Question 5: As for the first two questions, there's no dispute over
this. More than 90% think that this is alright. Comments:

- "However, the page really ought to indicate that the d.o address is
  not general-purpose, and give alternate contact info for other

- "[Alright], while stating (or maybe obvious) that it should be used
  for communication related to Debian."

- "If the homepage's main goal is FLOSS, it's ok. If the majority of
   the content is private, its not ok."

Question 6: Again, almost 3/4 of the participants believe using @d.o for
things not connected to Debian is a bad idea. There were a couple of
comments complaining about the scope of the question, including this

- "There are too many border cases for me to answer this question. For
  example, if I use my debian email as the contact address on a personal
  domain, it may not be, but then I add a .debian.net CNAME for that
  domain, and begin using it in a way that benefits debian, it may be

Question 7: Around 60% think it's OK to give away business cards with a
@d.o address to people who are not connected to Debian. This was also
the question wich resulted in the most comments or 'Depends' votes:

- "Alright only if its only one address among others on the card."

- "For extending the GPG web of trust, yes.  For other reasons, no."

- "[It depends on the situation]. If its for commercial stuff then no.
  Everything else yes."

- "I would find it silly if Debian blocks me from "finding new friends":
  When in non-FLOSS communities curious questions like "what is GPG" or
  "what is Debian" provoked by that info as part of my card may be the
  beginning of new FLOSS adventures."

- "I, for one, put both my d.o address and my regular mail address, and
  I urge people to use my regular mail address if it's not strictly
  Debian related."

- "Only if there is a primary non-debian address and the d.o address is
  only offered as an alternative for Debian-related issues"

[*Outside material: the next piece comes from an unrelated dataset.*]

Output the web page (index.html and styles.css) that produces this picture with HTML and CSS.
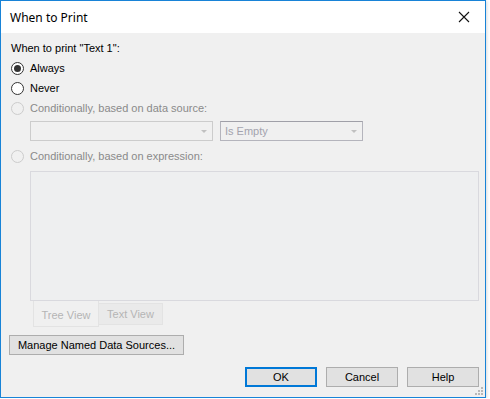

- "It would be fine to give to a potential developer or something else

- "The context of it would, of course, be 'Feel free to contact me at
  this address with any questions you have about Debian or FLOSS in

- "You can never tell if they might be connected to any FLOSS, and if
  they are into keysigning it just strengthens the WOT."

- "Just use two different b-cards, one for debian-signing and one for

- "Depends on why you are giving the info, but generally okay since
  being a DD is still a part of what defines you."

End of (hopefully) objective presentation of results

So, what are we gonna do with these results?

Questions 1, 2 and 5 were clearly considered to be 'alright', while
questions 4 and 6 were quite clearly to be considered 'not alright'. The
borderline case 3 is probably in the realm of common sense. I will
discuss question 7 below.

IMHO the overall message which can be drawn is: "Way more than 2/3 of
the DDs think that @d.o should used for Debian-related issues only,
while using common sense on borderline cases. Around 15% think that one
should be free to use @d.o however one sees fit."

The question now are:

1.) Are the DMUP sufficient to reflect the opinion of the participating
DDs on the usage of @d.o?

2.) If they are not, should they be changed? How could they be changed?

3.) Would it suffice to document the (presumable) opinion of the project
in the Debian Developer's Reference as 'best practice'?

4.) Perhaps both is alright? I.e. change the DMUP (in case 1.) is not
met) to say '@d.o should only be used for Debian-related purposes',
while documenting best practices in the Developer's Reference.

5.) After all is done, should a summary be posted to d-d-a?

Now, to question 7. There does not seem to be a clear preference for
this. However, I realized that the case here might be a bit different
than the others. In the case of giving away business cards, the possible
'collateral' (i.e. somebody else or a perhaps even a large group
noticing the misuse of @d.o) damage is quite low. For most of the first
six questions, one must be aware that communication might be archived on
the web or otherwise be noticed by people not directly related. Thus, it
is my opinion that we do not need to really have the carve the usage of
Debian business cards in stone.

6.) Should we regiment the usage of business cards with @d.o addresses
on them?

Again, I'd like to thank everybody for the participation and hope we can
have a fruitful discussion on the basis of these results.